* **STATED TASK**:
Produce an exact copy of all the data below, dropping every image.

Front-end source files:
——————————

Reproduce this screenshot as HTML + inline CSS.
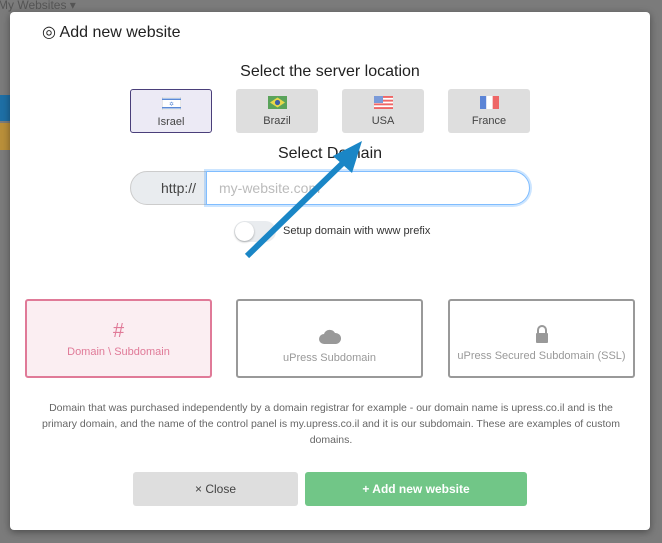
<!DOCTYPE html>
<html><head><meta charset="utf-8"><style>
*{box-sizing:border-box;margin:0;padding:0}
body{width:662px;height:543px;overflow:hidden;background:#7b7b7b;font-family:"Liberation Sans",sans-serif;position:relative}
.a{position:absolute}
.modal{left:10px;top:12px;width:640px;height:518px;background:#fff;border-radius:4px;box-shadow:0 2px 8px rgba(0,0,0,.4)}
.c{text-align:center}
.loc{top:89px;width:82px;height:44px;background:#dedede;border-radius:3px;font-size:11px;color:#444;text-align:center}
.loc .f{width:19px;height:13px;margin:7px auto 6px;display:block}
.opt{top:299px;width:187px;height:79px;border:2px solid #999;border-radius:3px;text-align:center;font-size:11px;color:#999}
</style></head><body>
<div class="a" style="color:#555;font-size:12px;left:-2px;top:-2px">My Websites ▾</div>
<div class="a" style="left:0;top:95px;width:10px;height:26px;background:#1e6fa5"></div>
<div class="a" style="left:0;top:123px;width:10px;height:27px;background:#b98f3a"></div>
<div class="a modal"></div>
<div class="a" style="left:42px;top:22px;font-size:16px;color:#222">◎ Add new website</div>
<div class="a c" style="left:10px;width:640px;top:63px;font-size:16px;color:#222">Select the server location</div>
<div class="a loc" style="left:130px;background:#eceaf5;border:1px solid #4a3f7a"><svg class="f" viewBox="0 0 19 13"><rect width="19" height="13" fill="#fff" stroke="#ccc"/><rect y="1.5" width="19" height="1.5" fill="#5b8ad6"/><rect y="10" width="19" height="1.5" fill="#5b8ad6"/><text x="9.5" y="9" font-size="6" text-anchor="middle" fill="#5b8ad6">✡</text></svg>Israel</div>
<div class="a loc" style="left:236px"><svg class="f" viewBox="0 0 19 13"><rect width="19" height="13" fill="#5aa35a"/><path d="M9.5 1.5L17 6.5 9.5 11.5 2 6.5z" fill="#e8d84a"/><circle cx="9.5" cy="6.5" r="2.6" fill="#3d5fa8"/></svg>Brazil</div>
<div class="a loc" style="left:342px"><svg class="f" viewBox="0 0 19 13"><rect width="19" height="13" fill="#fff"/><g fill="#e66"><rect y="0" width="19" height="1.9"/><rect y="3.7" width="19" height="1.9"/><rect y="7.4" width="19" height="1.9"/><rect y="11.1" width="19" height="1.9"/></g><rect width="9" height="7" fill="#7a9ad8"/></svg>USA</div>
<div class="a loc" style="left:448px"><svg class="f" viewBox="0 0 19 13"><rect width="6.3" height="13" fill="#5b84d6"/><rect x="6.3" width="6.4" height="13" fill="#fff"/><rect x="12.7" width="6.3" height="13" fill="#e66"/></svg>France</div>
<div class="a c" style="left:10px;width:640px;top:145px;font-size:16px;color:#222">Select Domain</div>
<div class="a" style="left:130px;top:171px;width:80px;height:34px;background:#e9ecef;border:1px solid #ccc;border-radius:17px 0 0 17px;font-size:14px;color:#444;padding:8px 0 0 30px">http://</div>
<div class="a" style="left:206px;top:171px;width:324px;height:34px;border:1px solid #80bdff;border-radius:0 17px 17px 0;box-shadow:0 0 0 2px rgba(0,123,255,.2);font-size:14px;color:#bbb;padding:8px 0 0 12px;background:#fff">my-website.com</div>
<div class="a" style="left:234px;top:221px;width:42px;height:21px;border-radius:11px;background:#e9ecef"></div>
<div class="a" style="left:235px;top:222px;width:19px;height:19px;border-radius:50%;background:#fff;box-shadow:0 1px 2px rgba(0,0,0,.3)"></div>
<div class="a" style="left:283px;top:225px;font-size:11px;color:#333">Setup domain with www prefix</div>
<div class="a opt" style="left:25px;border-color:#e07a98;background:#fbeef2;color:#e07a98"><div style="font-size:20px;margin-top:19px;height:26px">#</div>Domain \ Subdomain</div>
<div class="a opt" style="left:236px"><svg width="22" height="14" viewBox="0 0 22 14" style="margin-top:24px;height:24px"><path d="M5 14a5 5 0 010-10 6 6 0 0111-1 5 5 0 011 11z" fill="#999"/></svg><div>uPress Subdomain</div></div>
<div class="a opt" style="left:448px"><svg width="14" height="18" viewBox="0 0 14 18" style="margin-top:20px;height:26px"><path d="M3 8V5a4 4 0 018 0v3" fill="none" stroke="#999" stroke-width="2"/><rect x="1" y="8" width="12" height="10" rx="1" fill="#999"/></svg><div>uPress Secured Subdomain (SSL)</div></div>
<div class="a c" style="left:36px;width:590px;top:400px;font-size:10.5px;line-height:16px;color:#666">Domain that was purchased independently by a domain registrar for example - our domain name is upress.co.il and is the primary domain, and the name of the control panel is my.upress.co.il and it is our subdomain. These are examples of custom domains.</div>
<div class="a c" style="left:133px;top:472px;width:165px;height:34px;background:#dedede;border-radius:3px;font-size:12px;color:#444;line-height:34px">× Close</div>
<div class="a c" style="left:305px;top:472px;width:222px;height:34px;background:#71c687;border-radius:3px;font-size:12px;color:#fff;font-weight:bold;line-height:34px">+ Add new website</div>
<svg class="a" style="left:0;top:0" width="662" height="543"><line x1="247" y1="256" x2="346" y2="160" stroke="#1a86c6" stroke-width="6"/><path d="M362 141L333 156 352 173z" fill="#1a86c6"/></svg>
</body></html>
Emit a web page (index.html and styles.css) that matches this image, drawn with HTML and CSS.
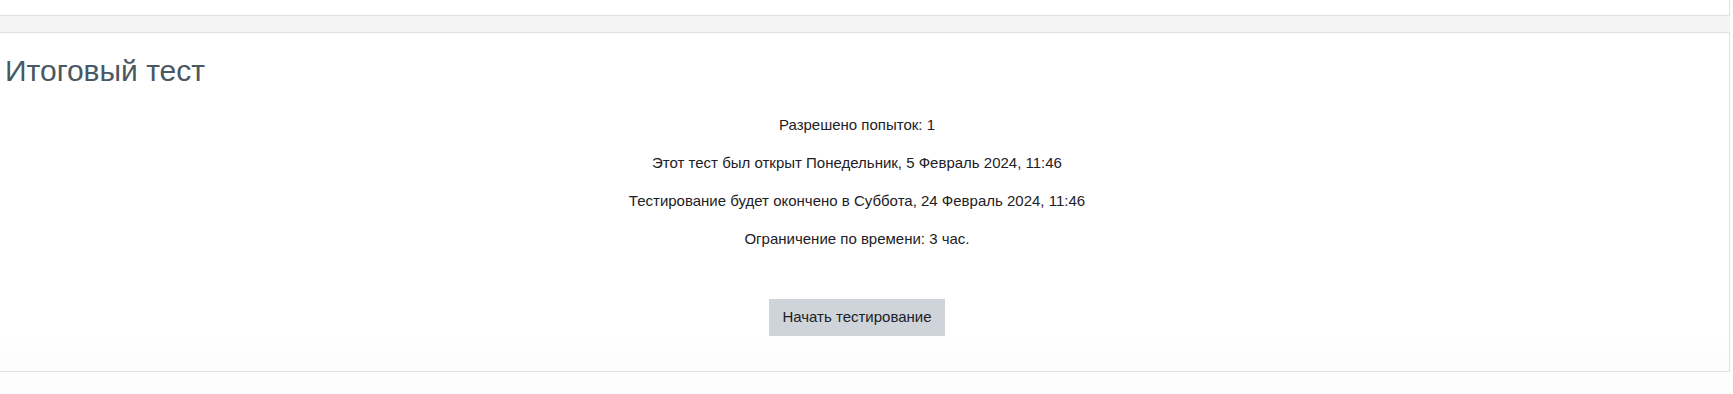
FILE: index.html
```html
<!DOCTYPE html>
<html>
<head>
	<meta charset="utf-8">
	<title>Итоговый тест</title>
	<link rel="stylesheet" href="styles.css">
</head>
<body>
	<div class="page">
		<div class="card card-top"></div>
		<div class="card">
			<div class="card-body">
				<h2 class="quiz-title">Итоговый тест</h2>
				<div class="quizinfo">
					<p>Разрешено попыток: 1</p>
					<p>Этот тест был открыт Понедельник, 5 Февраль 2024, 11:46</p>
					<p>Тестирование будет окончено в Суббота, 24 Февраль 2024, 11:46</p>
					<p>Ограничение по времени: 3 час.</p>
				</div>
				<div class="quizstart">
					<button class="btn" type="button">Начать тестирование</button>
				</div>
			</div>
		</div>
	</div>
</body>
</html>
```

FILE: styles.css
```css
*{
	margin: 0;
	padding: 0;
	box-sizing: border-box;
}
	body{
		background: #fdfdfd;
		font-family: "Liberation Sans", Arial, sans-serif;
		font-size: 15px;
		color: #1d2125;
		overflow: hidden;
	}
	.page{
		margin: 0 3px 0 -16px;
		background: linear-gradient(#f4f4f4, #f7f7f7);
	}
	.card{
		background: #fff;
		border: 1px solid #dee2e6;
	}
	.card-top{
		height: 16px;
		border-top: none;
		margin-bottom: 16px;
	}
	.card-body{
		padding: 20px;
		background: linear-gradient(#fff 90%, #fcfcfc);
	}
	.quiz-title{
		font-size: 30px;
		font-weight: normal;
		line-height: 36px;
		color: #4a5862;
		margin-bottom: 25px;
	}
	.quizinfo{
		text-align: center;
	}
	.quizinfo p{
		line-height: 22px;
		margin-bottom: 16px;
	}
	.quizstart{
		text-align: center;
		padding-top: 33px;
		margin-bottom: 15px;
	}
	.btn{
		font-family: inherit;
		font-size: 15px;
		line-height: 22.5px;
		color: #1d2125;
		background: #ced4da;
		border: 1px solid #ced4da;
		border-radius: 0;
		padding: 6px 12px;
		cursor: pointer;
	}
```
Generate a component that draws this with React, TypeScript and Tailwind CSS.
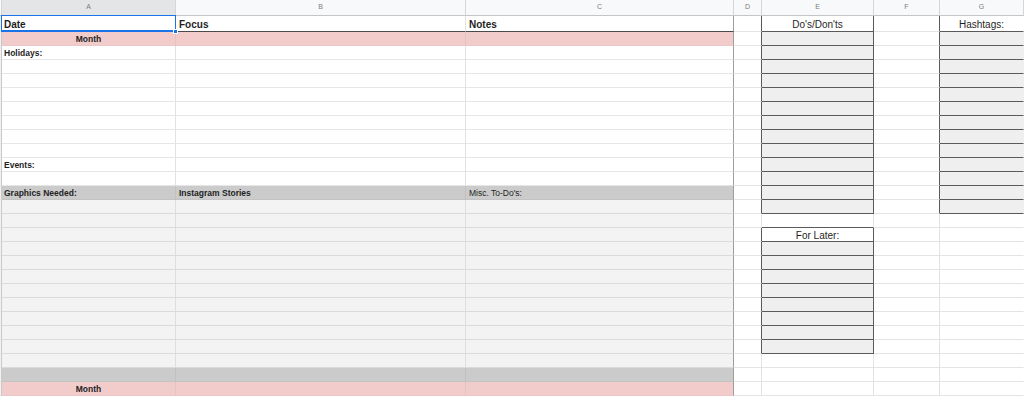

——————————

* **THE OUTPUT**:
Reproduce this screenshot as HTML + inline CSS.
<!DOCTYPE html>
<html><head><meta charset="utf-8"><style>
*{box-sizing:border-box;margin:0;padding:0}
body{width:662px;height:543px;overflow:hidden;background:#7b7b7b;font-family:"Liberation Sans",sans-serif;position:relative}
.a{position:absolute}
.modal{left:10px;top:12px;width:640px;height:518px;background:#fff;border-radius:4px;box-shadow:0 2px 8px rgba(0,0,0,.4)}
.c{text-align:center}
.loc{top:89px;width:82px;height:44px;background:#dedede;border-radius:3px;font-size:11px;color:#444;text-align:center}
.loc .f{width:19px;height:13px;margin:7px auto 6px;display:block}
.opt{top:299px;width:187px;height:79px;border:2px solid #999;border-radius:3px;text-align:center;font-size:11px;color:#999}
</style></head><body>
<div class="a" style="color:#555;font-size:12px;left:-2px;top:-2px">My Websites ▾</div>
<div class="a" style="left:0;top:95px;width:10px;height:26px;background:#1e6fa5"></div>
<div class="a" style="left:0;top:123px;width:10px;height:27px;background:#b98f3a"></div>
<div class="a modal"></div>
<div class="a" style="left:42px;top:22px;font-size:16px;color:#222">◎ Add new website</div>
<div class="a c" style="left:10px;width:640px;top:63px;font-size:16px;color:#222">Select the server location</div>
<div class="a loc" style="left:130px;background:#eceaf5;border:1px solid #4a3f7a"><svg class="f" viewBox="0 0 19 13"><rect width="19" height="13" fill="#fff" stroke="#ccc"/><rect y="1.5" width="19" height="1.5" fill="#5b8ad6"/><rect y="10" width="19" height="1.5" fill="#5b8ad6"/><text x="9.5" y="9" font-size="6" text-anchor="middle" fill="#5b8ad6">✡</text></svg>Israel</div>
<div class="a loc" style="left:236px"><svg class="f" viewBox="0 0 19 13"><rect width="19" height="13" fill="#5aa35a"/><path d="M9.5 1.5L17 6.5 9.5 11.5 2 6.5z" fill="#e8d84a"/><circle cx="9.5" cy="6.5" r="2.6" fill="#3d5fa8"/></svg>Brazil</div>
<div class="a loc" style="left:342px"><svg class="f" viewBox="0 0 19 13"><rect width="19" height="13" fill="#fff"/><g fill="#e66"><rect y="0" width="19" height="1.9"/><rect y="3.7" width="19" height="1.9"/><rect y="7.4" width="19" height="1.9"/><rect y="11.1" width="19" height="1.9"/></g><rect width="9" height="7" fill="#7a9ad8"/></svg>USA</div>
<div class="a loc" style="left:448px"><svg class="f" viewBox="0 0 19 13"><rect width="6.3" height="13" fill="#5b84d6"/><rect x="6.3" width="6.4" height="13" fill="#fff"/><rect x="12.7" width="6.3" height="13" fill="#e66"/></svg>France</div>
<div class="a c" style="left:10px;width:640px;top:145px;font-size:16px;color:#222">Select Domain</div>
<div class="a" style="left:130px;top:171px;width:80px;height:34px;background:#e9ecef;border:1px solid #ccc;border-radius:17px 0 0 17px;font-size:14px;color:#444;padding:8px 0 0 30px">http://</div>
<div class="a" style="left:206px;top:171px;width:324px;height:34px;border:1px solid #80bdff;border-radius:0 17px 17px 0;box-shadow:0 0 0 2px rgba(0,123,255,.2);font-size:14px;color:#bbb;padding:8px 0 0 12px;background:#fff">my-website.com</div>
<div class="a" style="left:234px;top:221px;width:42px;height:21px;border-radius:11px;background:#e9ecef"></div>
<div class="a" style="left:235px;top:222px;width:19px;height:19px;border-radius:50%;background:#fff;box-shadow:0 1px 2px rgba(0,0,0,.3)"></div>
<div class="a" style="left:283px;top:225px;font-size:11px;color:#333">Setup domain with www prefix</div>
<div class="a opt" style="left:25px;border-color:#e07a98;background:#fbeef2;color:#e07a98"><div style="font-size:20px;margin-top:19px;height:26px">#</div>Domain \ Subdomain</div>
<div class="a opt" style="left:236px"><svg width="22" height="14" viewBox="0 0 22 14" style="margin-top:24px;height:24px"><path d="M5 14a5 5 0 010-10 6 6 0 0111-1 5 5 0 011 11z" fill="#999"/></svg><div>uPress Subdomain</div></div>
<div class="a opt" style="left:448px"><svg width="14" height="18" viewBox="0 0 14 18" style="margin-top:20px;height:26px"><path d="M3 8V5a4 4 0 018 0v3" fill="none" stroke="#999" stroke-width="2"/><rect x="1" y="8" width="12" height="10" rx="1" fill="#999"/></svg><div>uPress Secured Subdomain (SSL)</div></div>
<div class="a c" style="left:36px;width:590px;top:400px;font-size:10.5px;line-height:16px;color:#666">Domain that was purchased independently by a domain registrar for example - our domain name is upress.co.il and is the primary domain, and the name of the control panel is my.upress.co.il and it is our subdomain. These are examples of custom domains.</div>
<div class="a c" style="left:133px;top:472px;width:165px;height:34px;background:#dedede;border-radius:3px;font-size:12px;color:#444;line-height:34px">× Close</div>
<div class="a c" style="left:305px;top:472px;width:222px;height:34px;background:#71c687;border-radius:3px;font-size:12px;color:#fff;font-weight:bold;line-height:34px">+ Add new website</div>
<svg class="a" style="left:0;top:0" width="662" height="543"><line x1="247" y1="256" x2="346" y2="160" stroke="#1a86c6" stroke-width="6"/><path d="M362 141L333 156 352 173z" fill="#1a86c6"/></svg>
</body></html>
Emit a web page (index.html and styles.css) that matches this image, drawn with HTML and CSS.
FILE: index.html
```html
<!DOCTYPE html>
<html>
<head>
	<meta charset="utf-8">
	<title>Итоговый тест</title>
	<link rel="stylesheet" href="styles.css">
</head>
<body>
	<div class="page">
		<div class="card card-top"></div>
		<div class="card">
			<div class="card-body">
				<h2 class="quiz-title">Итоговый тест</h2>
				<div class="quizinfo">
					<p>Разрешено попыток: 1</p>
					<p>Этот тест был открыт Понедельник, 5 Февраль 2024, 11:46</p>
					<p>Тестирование будет окончено в Суббота, 24 Февраль 2024, 11:46</p>
					<p>Ограничение по времени: 3 час.</p>
				</div>
				<div class="quizstart">
					<button class="btn" type="button">Начать тестирование</button>
				</div>
			</div>
		</div>
	</div>
</body>
</html>
```

FILE: styles.css
```css
*{
	margin: 0;
	padding: 0;
	box-sizing: border-box;
}
	body{
		background: #fdfdfd;
		font-family: "Liberation Sans", Arial, sans-serif;
		font-size: 15px;
		color: #1d2125;
		overflow: hidden;
	}
	.page{
		margin: 0 3px 0 -16px;
		background: linear-gradient(#f4f4f4, #f7f7f7);
	}
	.card{
		background: #fff;
		border: 1px solid #dee2e6;
	}
	.card-top{
		height: 16px;
		border-top: none;
		margin-bottom: 16px;
	}
	.card-body{
		padding: 20px;
		background: linear-gradient(#fff 90%, #fcfcfc);
	}
	.quiz-title{
		font-size: 30px;
		font-weight: normal;
		line-height: 36px;
		color: #4a5862;
		margin-bottom: 25px;
	}
	.quizinfo{
		text-align: center;
	}
	.quizinfo p{
		line-height: 22px;
		margin-bottom: 16px;
	}
	.quizstart{
		text-align: center;
		padding-top: 33px;
		margin-bottom: 15px;
	}
	.btn{
		font-family: inherit;
		font-size: 15px;
		line-height: 22.5px;
		color: #1d2125;
		background: #ced4da;
		border: 1px solid #ced4da;
		border-radius: 0;
		padding: 6px 12px;
		cursor: pointer;
	}
```
Generate a component that draws this with React, TypeScript and Tailwind CSS.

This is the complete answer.